The story of war does lie within our global society. And as part of that global society, we must seek ways to live cooperatively. That means realizing that however different from us our neighbors may be, we must recognize in them our own humanity and understand that our desires–health, shelter, food, meaningful lives–are theirs as well. To their credit, Roberto, Jim, and other reservists grappled with this recognition.

The ancient Chinese philosopher/warrior Sun Tzu wrote 2,500 years ago that “the true object of war is peace,” and George Bush repeatedly echoed that before, during, and after the gulf war. But with the onset of truly “modern” warfare in World War I and the development of weapons of mass destruction, that has not been a viable strategy for 80 years. If there is to be a peaceful new world order, it must be based on an equitable distribution of the world’s resources, not on a “winner takes all” economic philosophy.
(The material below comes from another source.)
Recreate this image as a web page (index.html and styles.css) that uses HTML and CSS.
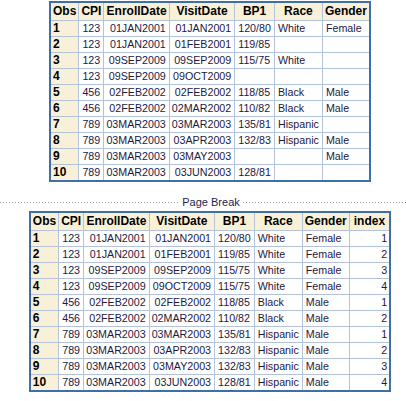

If we do not reach for a solution, then warfare that beggars our minds will reach for us. “It could have been me, it could have been us,” Roberto said.

These reservists recalled General George Patton’s remark a little more than 24 hours before they left Chicago: “Soldiers are the greatest pacifists of all.” These are men we should respect and learn from. They have much to teach us about our own behavior and capabilities. Even given their experiences in the gulf war, they said that if called up again, they would go “for the guy next to me.” Perhaps they have something to teach us about love too.